I appreciate the views of @daira and other devs, and genuinely admire their altruism and commitment to the principles of openness and to the broad social benefit of privacy technology. I also have no particular animus towards the Monero community and don’t see punishing them or getting back at them as a particularly helpful objective. I think they advance the adoption of privacy technology in their own way, and that’s great.

Ultimately though, I believe that granting access to Zcash’s most cutting edge advancement to indifferent or competitive entities ought to be predicated on a clear addition of value to Zcash holders, or to the Zcash ecosystem. While many of us see the spread of private currency and store of value as the end goal here, there is a reason we have specifically chosen “Team Zcash”. I for one hope to see rising incentives for the adoption of Zcash specifically, because I think Zcash has the best team and the best community spirit of any cryptocurrency out there, and the greater extent that we can obtain maximal network effects and resources for Zcash, the better. That is to say that every additional user or dollar of market cap that goes to a different network, would, in my view, have been better allocated to Zcash BOTH to reward investors/stakeholders AND advance the goal of privacy for all.

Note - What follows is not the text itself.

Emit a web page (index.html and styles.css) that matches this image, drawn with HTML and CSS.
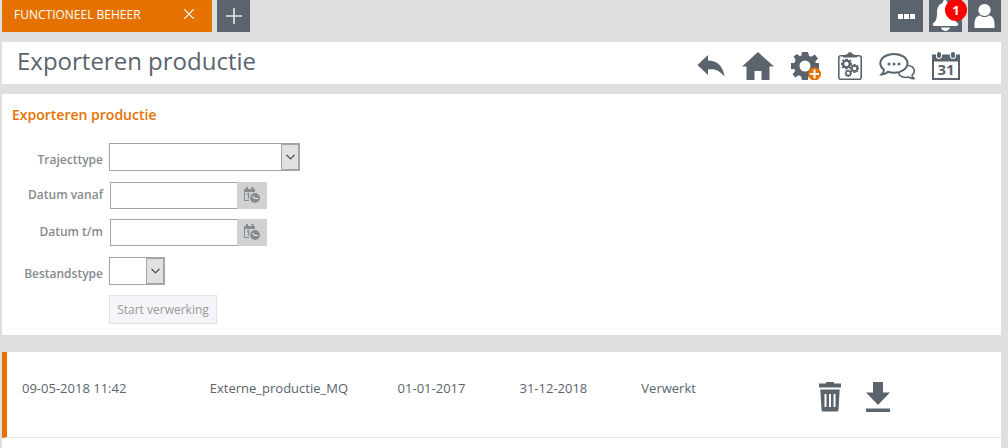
FILE: index.html
```html
<!DOCTYPE html>
<html lang="nl">
<head>
    <meta charset="UTF-8">
    <title>Exporteren productie</title>
    <link rel="stylesheet" href="styles.css">
</head>
<body>
    <!-- Herbruikbare iconen -->
    <svg class="sprite" aria-hidden="true">
        <symbol id="chevron" viewBox="0 0 9 6">
            <path d="M0.5 0.8 L4.5 4.8 L8.5 0.8" fill="none" stroke="#333" stroke-width="1.1"/>
        </symbol>
        <symbol id="date-clock" viewBox="0 0 17 17">
            <path d="M0 2h11v3H0z M2 0h2v3H2z M7.500 0h2v3H7.500z" fill="#868b8f"/>
            <path d="M0.500 5v8.500H5" fill="none" stroke="#868b8f"/>
            <path d="M3 7.500l1.500-1V12" fill="none" stroke="#868b8f" stroke-width="1.300"/>
            <circle cx="11" cy="11" r="5.800" fill="#d1d1d1"/>
            <circle cx="11" cy="11" r="4.900" fill="#868b8f"/>
            <path d="M8.500 9.500l2.500 2h3" fill="none" stroke="#e8e8e8" stroke-width="1.200"/>
        </symbol>
        <symbol id="cog" viewBox="-14 -14 28 28">
            <path fill-rule="evenodd" d="M-3 -14H3L4 -10.2 6.3 -9.3 9.8 -11.4 13 -7.6 10.3 -4.6 10.8 -3H14V3H10.8L9.5 6 11.6 9.6 8.2 12.4 5 9.6 3.5 10.3 3 14H-3L-4 10.3 -6.3 9.3 -9.8 11.4 -12.4 8.2 -9.8 5 -10.6 3H-14V-3H-10.6L-9.4 -6.2 -11.5 -9.5 -8 -12 -5 -9.8 -3.8 -10.3ZM0 -5.5A5.5 5.5 0 1 0 0 5.5 5.5 5.5 0 1 0 0 -5.5Z"/>
        </symbol>
    </svg>

    <div class="page">
        <header class="topbar">
            <div class="tab">
                <a href="#">FUNCTIONEEL BEHEER</a>
                <button type="button" class="tab-close" aria-label="Tabblad sluiten">
                    <svg width="10" height="10" viewBox="0 0 10 10"><path d="M0.3 0.3L9.7 9.7M9.7 0.3L0.3 9.7" stroke="#fff" stroke-width="1.2"/></svg>
                </button>
            </div>
            <button type="button" class="square" aria-label="Nieuw tabblad">
                <svg width="16" height="16" viewBox="0 0 16 16"><path d="M8 0v16M0 8h16" stroke="#e4e6e8" stroke-width="1.6"/></svg>
            </button>
            <div class="top-actions">
                <button type="button" class="square" aria-label="Meer">
                    <svg width="17" height="5" viewBox="0 0 17 5"><path d="M0 0h5v5H0zM6 0h5v5H6zM12 0h5v5h-5z"/></svg>
                </button>
                <button type="button" class="square" aria-label="Meldingen">
                    <svg width="27" height="32" viewBox="0 0 27 32">
                        <path d="M10.500 3C10.500 -1 15.500 -1 15.500 3C20 4.500 21.500 8 21.500 13C21.500 19 23 21 26 23.500C26.500 25 26 26 24.500 26H2.500C1 26 0.500 25 1 23.500C4 21 5 19 5 13C5 8 6.500 4.500 10.500 3Z"/>
                        <path d="M9 27.500h9c-1 4.600-8 4.600-9 0z"/>
                    </svg>
                    <span class="badge">1</span>
                </button>
                <button type="button" class="square" aria-label="Profiel">
                    <svg width="21" height="24" viewBox="0 0 21 24">
                        <ellipse cx="10.500" cy="6" rx="6.200" ry="6"/>
                        <path d="M0.500 24V20C0.500 15 2.500 12 6 11.500C8.500 13.600 12.500 13.600 15 11.500C18.500 12 20.500 15 20.500 20V24Z"/>
                    </svg>
                </button>
            </div>
        </header>

        <div class="titlebar">
            <h1>Exporteren productie</h1>
            <nav class="toolbar" aria-label="Acties">
                <a href="#" aria-label="Terug">
                    <svg width="28" height="28" viewBox="0 0 28 28"><path d="M0.500 13L11 3V8.500C20 8.500 26 14 27.500 24.500C22 18 18 16.500 11 17.500V23Z"/></svg>
                </a>
                <a href="#" aria-label="Home">
                    <svg width="32" height="28" viewBox="0 0 32 28"><path d="M16 0L32 14.500H27.500V28H19.500V19H12.500V28H4.500V14.500H0Z"/></svg>
                </a>
                <a href="#" aria-label="Instelling toevoegen">
                    <svg width="30" height="28" viewBox="0 0 30 28">
                        <use href="#cog" x="0" y="0" width="28" height="28"/>
                        <circle cx="23.500" cy="22" r="6.500" fill="#e57200"/>
                        <path d="M23.500 17.500v9M19 22h9" stroke="#fff" stroke-width="2"/>
                    </svg>
                </a>
                <a href="#" aria-label="Taken">
                    <svg width="24" height="28" viewBox="0 0 24 28">
                        <rect x="0.800" y="3.800" width="22.400" height="23.400" rx="2" fill="#fff" stroke="#5b646d" stroke-width="1.600"/>
                        <path d="M5 5.500V3.500L9.500 2C10 -0.500 14 -0.500 14.500 2L19 3.500V5.500Z"/>
                        <use href="#cog" x="3" y="6.500" width="11" height="11"/>
                        <use href="#cog" x="12" y="12" width="9" height="9"/>
                        <use href="#cog" x="6.500" y="17.500" width="7.500" height="7.500"/>
                    </svg>
                </a>
                <a href="#" aria-label="Berichten">
                    <svg width="36" height="28" viewBox="0 0 36 28">
                        <path d="M29 13.500C35.500 14 37 20 33 23.300C33 25 34 26 35.300 26.500C33 27 31 26 29.500 25C25 26.300 20.500 24.500 19.500 21" fill="#fff" stroke="#5b646d" stroke-width="1.600"/>
                        <path d="M15 1.900C22.500 1.900 28.500 6 28.500 11.300S22.500 20.700 15 20.700C12.800 20.700 10.800 20.400 9 19.700C7.500 21.500 5 22.500 2.500 22.400C4.200 21 5 19.500 4.900 17.700C2.500 16 1.300 13.800 1.300 11.300C1.300 6 7.500 1.900 15 1.900Z" fill="#fff" stroke="#5b646d" stroke-width="2"/>
                        <circle cx="10" cy="12" r="1.500"/><circle cx="15" cy="12" r="1.500"/><circle cx="20" cy="12" r="1.500"/>
                    </svg>
                </a>
                <a href="#" aria-label="Agenda">
                    <svg width="28" height="28" viewBox="0 0 28 28">
                        <path fill-rule="evenodd" d="M0 2.500H28V28H0ZM2 9.500V26H26V9.500Z"/>
                        <rect x="4" y="-2" width="6" height="9" rx="3" fill="#fff"/>
                        <rect x="18" y="-2" width="6" height="9" rx="3" fill="#fff"/>
                        <rect x="5" y="0" width="4" height="6" rx="2"/>
                        <rect x="19" y="0" width="4" height="6" rx="2"/>
                        <text x="14" y="23" class="cal-day">31</text>
                    </svg>
                </a>
            </nav>
        </div>

        <section class="panel">
            <h2>Exporteren productie</h2>
            <form class="export-form">
                <label for="trajecttype" class="select-label">Trajecttype</label>
                <div class="select wide">
                    <select id="trajecttype"><option></option></select>
                    <span class="arrow"><svg width="9" height="6"><use href="#chevron"/></svg></span>
                </div>

                <label for="datum-vanaf">Datum vanaf</label>
                <div class="date">
                    <input type="text" id="datum-vanaf">
                    <button type="button" aria-label="Kies datum vanaf"><svg width="17" height="17"><use href="#date-clock"/></svg></button>
                </div>

                <label for="datum-tm">Datum t/m</label>
                <div class="date">
                    <input type="text" id="datum-tm">
                    <button type="button" aria-label="Kies datum t/m"><svg width="17" height="17"><use href="#date-clock"/></svg></button>
                </div>

                <label for="bestandstype" class="select-label">Bestandstype</label>
                <div class="select small">
                    <select id="bestandstype"><option></option></select>
                    <span class="arrow"><svg width="9" height="6"><use href="#chevron"/></svg></span>
                </div>

                <button type="submit" class="start" disabled>Start verwerking</button>
            </form>
        </section>

        <section class="results">
            <table>
                <colgroup>
                    <col class="col-created"><col class="col-name"><col class="col-date"><col class="col-date"><col class="col-status"><col>
                </colgroup>
                <tbody>
                    <tr>
                        <td>09-05-2018 11:42</td>
                        <td>Externe_productie_MQ</td>
                        <td>01-01-2017</td>
                        <td>31-12-2018</td>
                        <td>Verwerkt</td>
                        <td>
                            <div class="row-actions">
                                <button type="button" aria-label="Verwijderen">
                                    <svg width="22" height="30" viewBox="0 0 22 30">
                                        <path d="M0 1.500H7V0H15V1.500H22V5.500H0Z"/>
                                        <path fill-rule="evenodd" d="M1.300 7.500H20.700L19.500 28Q19.400 29.500 18 29.500H4Q2.600 29.500 2.500 28ZM5.500 12V25H7.500V12ZM10 12V25H12V12ZM14.500 12V25H16.500V12Z"/>
                                    </svg>
                                </button>
                                <button type="button" aria-label="Downloaden">
                                    <svg width="24" height="30" viewBox="0 0 24 30"><path d="M7 0H17V10.500H24L12 23L0 10.500H7ZM0 26.500H24V30H0Z"/></svg>
                                </button>
                            </div>
                        </td>
                    </tr>
                </tbody>
            </table>
        </section>
    </div>
</body>
</html>
```
FILE: styles.css
```css
* {
    box-sizing: border-box;
}
body {
    margin: 0;
    background-color: #dfdfdf;
    color: #5b646d;
    font-family: "Open Sans", sans-serif;
    font-size: 13px;
}
button {
    padding: 0;
    border: 0;
    font-family: inherit;
    cursor: pointer;
}
svg {
    display: block;
    fill: #5b646d;
}
.sprite {
    position: absolute;
    width: 0;
    height: 0;
}
.page {
    display: flex;
    flex-direction: column;
    min-height: 100vh;
    padding: 0 7px 0 2px;
}

/* Tabbladen bovenaan */
.topbar {
    display: flex;
    gap: 5px;
    height: 32px;
}
.tab {
    display: flex;
    justify-content: space-between;
    width: 210px;
    padding: 0 18px 4px 12px;
    align-items: center;
    background-color: #e57200;
}
.tab a {
    color: #fff;
    font-size: 12px;
    text-decoration: none;
}
.tab-close {
    background: none;
}
.square {
    position: relative;
    display: flex;
    align-items: center;
    justify-content: center;
    width: 33px;
    height: 32px;
    background-color: #5b646d;
}
.square svg {
    fill: #fff;
}
.top-actions {
    display: flex;
    gap: 6px;
    margin-left: auto;
}
.badge {
    position: absolute;
    top: -1px;
    right: -5px;
    width: 22px;
    height: 22px;
    border-radius: 50%;
    background-color: #f00;
    color: #fff;
    font-size: 13px;
    font-weight: bold;
    line-height: 22px;
    text-align: center;
}

/* Titelbalk */
.titlebar {
    display: flex;
    justify-content: space-between;
    height: 42px;
    margin: 10px 0;
    padding: 0 41px 0 15px;
    background-color: #fff;
}
h1 {
    margin: 0;
    font-size: 24px;
    font-weight: normal;
    line-height: 38px;
}
.toolbar {
    display: flex;
    align-items: center;
    gap: 17px;
    padding-top: 6px;
}
.cal-day {
    font-size: 15px;
    font-weight: bold;
    text-anchor: middle;
}

/* Formulier */
.panel {
    padding: 10px 10px 11px;
    background-color: #fff;
}
h2 {
    margin: 0 0 17px;
    color: #e57200;
    font-size: 14px;
    font-weight: 600;
    line-height: 22px;
}
.export-form {
    display: grid;
    grid-template-columns: 91px 1fr;
    grid-template-rows: 29px 27px 28px 28px 29px;
    column-gap: 6px;
    row-gap: 10px;
}
.export-form label {
    color: #868b8f;
    font-size: 12px;
    font-weight: 600;
    line-height: 26px;
    text-align: right;
}
.export-form .select-label {
    padding-top: 4px;
}
.select {
    position: relative;
    height: 28px;
}
.wide {
    width: 191px;
}
.small {
    width: 56px;
}
.select select {
    width: 100%;
    height: 100%;
    border: 1px solid #a5a5a5;
    border-radius: 0;
    background-color: #fff;
    appearance: none;
}
.arrow {
    position: absolute;
    top: 1px;
    right: 1px;
    bottom: 1px;
    display: flex;
    align-items: center;
    justify-content: center;
    width: 18px;
    border: 1px solid #a5a5a5;
    background-color: #e1e1e1;
    pointer-events: none;
}
.date {
    display: flex;
    height: 27px;
    padding-left: 1px;
}
.date input {
    width: 127px;
    border: 1px solid #a5a5a5;
    border-right: 0;
}
.date button {
    display: flex;
    align-items: center;
    justify-content: center;
    width: 30px;
    background-color: #d1d1d1;
}
.start {
    grid-column: 2;
    width: 108px;
    height: 29px;
    border: 1px solid #dfe3e9;
    background-color: #f4f5f8;
    color: #999;
    font-size: 12px;
}

/* Resultaten */
.results {
    flex: 1;
    margin-top: 17px;
    background-color: #fff;
}
table {
    width: 100%;
    border-collapse: separate;
    border-spacing: 0;
    table-layout: fixed;
}
td {
    height: 86px;
    padding: 0 0 14px 15px;
    border-bottom: 1px solid #e8e8e8;
}
td:first-child {
    border-left: 5px solid #e57200;
}
td:last-child {
    padding-bottom: 0;
}
.col-created {
    width: 19.3%;
}
.col-name {
    width: 18.8%;
}
.col-date {
    width: 12.2%;
}
.col-status {
    width: 17.8%;
}
.row-actions {
    display: flex;
    gap: 25px;
    padding-top: 4px;
}
.row-actions button {
    background: none;
}
```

So if someone can come up with a compelling argument for why granting this exemption for Monero would be specifically beneficial for the Zcash community, Zcash Tech, and Zcash adoption, I’ll be very open to hearing it/considering it. So far I have only heard appeals to abstract ideals, which are great, but I think would ultimately be counterproductive to our shared long-term goals and divert attention and resources from the superior team and superior tech.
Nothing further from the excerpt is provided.